**What to do:** The material below should be written out in full and exactly; pictures stay out of the copy.

——————

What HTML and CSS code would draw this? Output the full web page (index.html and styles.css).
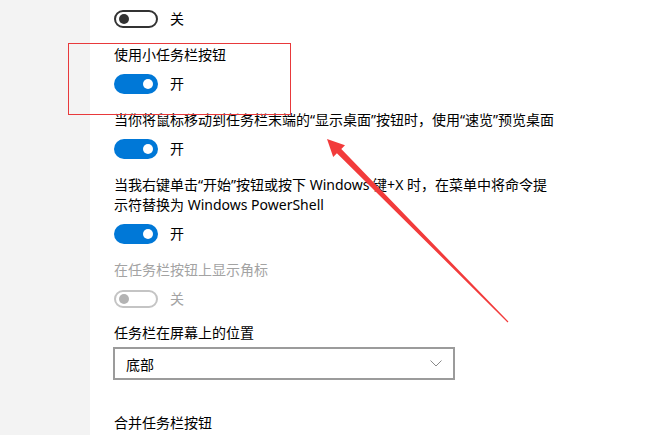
FILE: index.html
```html
<!DOCTYPE html>
<html lang="zh-CN">
<head>
    <meta charset="UTF-8">
    <meta name="viewport" content="width=device-width, initial-scale=1.0">
    <title>任务栏设置</title>
    <link rel="stylesheet" href="styles.css">
</head>
<body>

    <div class="window">
        <aside class="sidebar"></aside>

        <main class="settings">
            <div class="toggle-row">
                <span class="switch off"></span>
                <span class="state">关</span>
            </div>

            <div class="setting">
                <div class="label">使用小任务栏按钮</div>
                <div class="toggle-row">
                    <span class="switch on"></span>
                    <span class="state">开</span>
                </div>
            </div>

            <div class="setting">
                <div class="label">当你将鼠标移动到任务栏末端的“显示桌面”按钮时，使用“速览”预览桌面</div>
                <div class="toggle-row">
                    <span class="switch on"></span>
                    <span class="state">开</span>
                </div>
            </div>

            <div class="setting">
                <div class="label wrap">当我右键单击“开始”按钮或按下 Windows 键+X 时，在菜单中将命令提示符替换为 Windows PowerShell</div>
                <div class="toggle-row">
                    <span class="switch on"></span>
                    <span class="state">开</span>
                </div>
            </div>

            <div class="setting disabled">
                <div class="label">在任务栏按钮上显示角标</div>
                <div class="toggle-row">
                    <span class="switch off"></span>
                    <span class="state">关</span>
                </div>
            </div>

            <div class="setting position">
                <div class="label">任务栏在屏幕上的位置</div>
                <div class="dropdown">
                    <span>底部</span>
                    <svg class="chevron" width="12" height="7" viewBox="0 0 12 7">
                        <path d="M0.5 0.5 L6 6 L11.5 0.5" fill="none" stroke="#8a8a8a" stroke-width="1"/>
                    </svg>
                </div>
            </div>

            <div class="setting combine">
                <div class="label">合并任务栏按钮</div>
            </div>
        </main>

        <div class="highlight"></div>

        <svg class="arrow" width="659" height="435" viewBox="0 0 659 435">
            <polygon points="327,139 345,145.2 341.3,149 508.4,321.6 507.6,322.4 336.9,153.2 333.2,157" fill="#f23b3b"/>
        </svg>
    </div>

</body>
</html>
```

FILE: styles.css
```css
html, body {
    margin: 0;
    padding: 0;
    background: #ffffff;
    overflow: hidden;
}

body {
    font-family: "Noto Sans", "Noto Sans CJK SC", sans-serif;
    font-size: 14px;
    color: #000000;
}

.window {
    position: relative;
    display: flex;
    width: 659px;
    height: 435px;
}

.sidebar {
    width: 90px;
    flex-shrink: 0;
    background: #f3f3f3;
}

.settings {
    flex: 1;
    padding: 9px 0 0 24px;
}

.label {
    line-height: 20px;
    margin-bottom: 9px;
    white-space: nowrap;
}

.label.wrap {
    white-space: normal;
    width: 446px;
}

.setting {
    margin-top: 16px;
}

.toggle-row {
    display: flex;
    align-items: center;
    height: 20px;
}

.switch {
    position: relative;
    box-sizing: border-box;
    width: 44px;
    height: 20px;
    border-radius: 10px;
    margin-right: 12px;
}

.switch::after {
    content: "";
    position: absolute;
    top: 50%;
    width: 10px;
    height: 10px;
    margin-top: -5px;
    border-radius: 50%;
}

.switch.on {
    background: #0078d7;
}

.switch.on::after {
    right: 5px;
    background: #ffffff;
}

.switch.off {
    height: 18px;
    border: 2px solid #333333;
    border-radius: 9px;
    margin-top: 0;
}

.switch.off::after {
    left: 3px;
    background: #333333;
}

.state {
    line-height: 20px;
}

.disabled .label,
.disabled .state {
    color: #a3a3a3;
}

.disabled .switch.off {
    border-color: #c4c4c4;
}

.disabled .switch.off::after {
    background: #b3b3b3;
}

.position {
    margin-top: 14px;
}

.position .label {
    margin-bottom: 4px;
}

.dropdown {
    box-sizing: border-box;
    display: flex;
    align-items: center;
    justify-content: space-between;
    width: 342px;
    height: 33px;
    margin-left: -1px;
    padding: 0 11px 0 11px;
    border: 2px solid #9b9b9b;
}

.chevron {
    display: block;
}

.combine {
    margin-top: 33px;
}

.highlight {
    position: absolute;
    left: 68px;
    top: 43px;
    width: 221px;
    height: 70px;
    border: 1px solid #e8393b;
}

.arrow {
    position: absolute;
    left: 0;
    top: 0;
    pointer-events: none;
}
```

——————

**Worked solution:**
What HTML and CSS code would draw this? Output the full web page (index.html and styles.css).
FILE: index.html
```html
<!DOCTYPE html>
<html lang="zh-CN">
<head>
    <meta charset="UTF-8">
    <meta name="viewport" content="width=device-width, initial-scale=1.0">
    <title>任务栏设置</title>
    <link rel="stylesheet" href="styles.css">
</head>
<body>

    <div class="window">
        <aside class="sidebar"></aside>

        <main class="settings">
            <div class="toggle-row">
                <span class="switch off"></span>
                <span class="state">关</span>
            </div>

            <div class="setting">
                <div class="label">使用小任务栏按钮</div>
                <div class="toggle-row">
                    <span class="switch on"></span>
                    <span class="state">开</span>
                </div>
            </div>

            <div class="setting">
                <div class="label">当你将鼠标移动到任务栏末端的“显示桌面”按钮时，使用“速览”预览桌面</div>
                <div class="toggle-row">
                    <span class="switch on"></span>
                    <span class="state">开</span>
                </div>
            </div>

            <div class="setting">
                <div class="label wrap">当我右键单击“开始”按钮或按下 Windows 键+X 时，在菜单中将命令提示符替换为 Windows PowerShell</div>
                <div class="toggle-row">
                    <span class="switch on"></span>
                    <span class="state">开</span>
                </div>
            </div>

            <div class="setting disabled">
                <div class="label">在任务栏按钮上显示角标</div>
                <div class="toggle-row">
                    <span class="switch off"></span>
                    <span class="state">关</span>
                </div>
            </div>

            <div class="setting position">
                <div class="label">任务栏在屏幕上的位置</div>
                <div class="dropdown">
                    <span>底部</span>
                    <svg class="chevron" width="12" height="7" viewBox="0 0 12 7">
                        <path d="M0.5 0.5 L6 6 L11.5 0.5" fill="none" stroke="#8a8a8a" stroke-width="1"/>
                    </svg>
                </div>
            </div>

            <div class="setting combine">
                <div class="label">合并任务栏按钮</div>
            </div>
        </main>

        <div class="highlight"></div>

        <svg class="arrow" width="659" height="435" viewBox="0 0 659 435">
            <polygon points="327,139 345,145.2 341.3,149 508.4,321.6 507.6,322.4 336.9,153.2 333.2,157" fill="#f23b3b"/>
        </svg>
    </div>

</body>
</html>
```

FILE: styles.css
```css
html, body {
    margin: 0;
    padding: 0;
    background: #ffffff;
    overflow: hidden;
}

body {
    font-family: "Noto Sans", "Noto Sans CJK SC", sans-serif;
    font-size: 14px;
    color: #000000;
}

.window {
    position: relative;
    display: flex;
    width: 659px;
    height: 435px;
}

.sidebar {
    width: 90px;
    flex-shrink: 0;
    background: #f3f3f3;
}

.settings {
    flex: 1;
    padding: 9px 0 0 24px;
}

.label {
    line-height: 20px;
    margin-bottom: 9px;
    white-space: nowrap;
}

.label.wrap {
    white-space: normal;
    width: 446px;
}

.setting {
    margin-top: 16px;
}

.toggle-row {
    display: flex;
    align-items: center;
    height: 20px;
}

.switch {
    position: relative;
    box-sizing: border-box;
    width: 44px;
    height: 20px;
    border-radius: 10px;
    margin-right: 12px;
}

.switch::after {
    content: "";
    position: absolute;
    top: 50%;
    width: 10px;
    height: 10px;
    margin-top: -5px;
    border-radius: 50%;
}

.switch.on {
    background: #0078d7;
}

.switch.on::after {
    right: 5px;
    background: #ffffff;
}

.switch.off {
    height: 18px;
    border: 2px solid #333333;
    border-radius: 9px;
    margin-top: 0;
}

.switch.off::after {
    left: 3px;
    background: #333333;
}

.state {
    line-height: 20px;
}

.disabled .label,
.disabled .state {
    color: #a3a3a3;
}

.disabled .switch.off {
    border-color: #c4c4c4;
}

.disabled .switch.off::after {
    background: #b3b3b3;
}

.position {
    margin-top: 14px;
}

.position .label {
    margin-bottom: 4px;
}

.dropdown {
    box-sizing: border-box;
    display: flex;
    align-items: center;
    justify-content: space-between;
    width: 342px;
    height: 33px;
    margin-left: -1px;
    padding: 0 11px 0 11px;
    border: 2px solid #9b9b9b;
}

.chevron {
    display: block;
}

.combine {
    margin-top: 33px;
}

.highlight {
    position: absolute;
    left: 68px;
    top: 43px;
    width: 221px;
    height: 70px;
    border: 1px solid #e8393b;
}

.arrow {
    position: absolute;
    left: 0;
    top: 0;
    pointer-events: none;
}
```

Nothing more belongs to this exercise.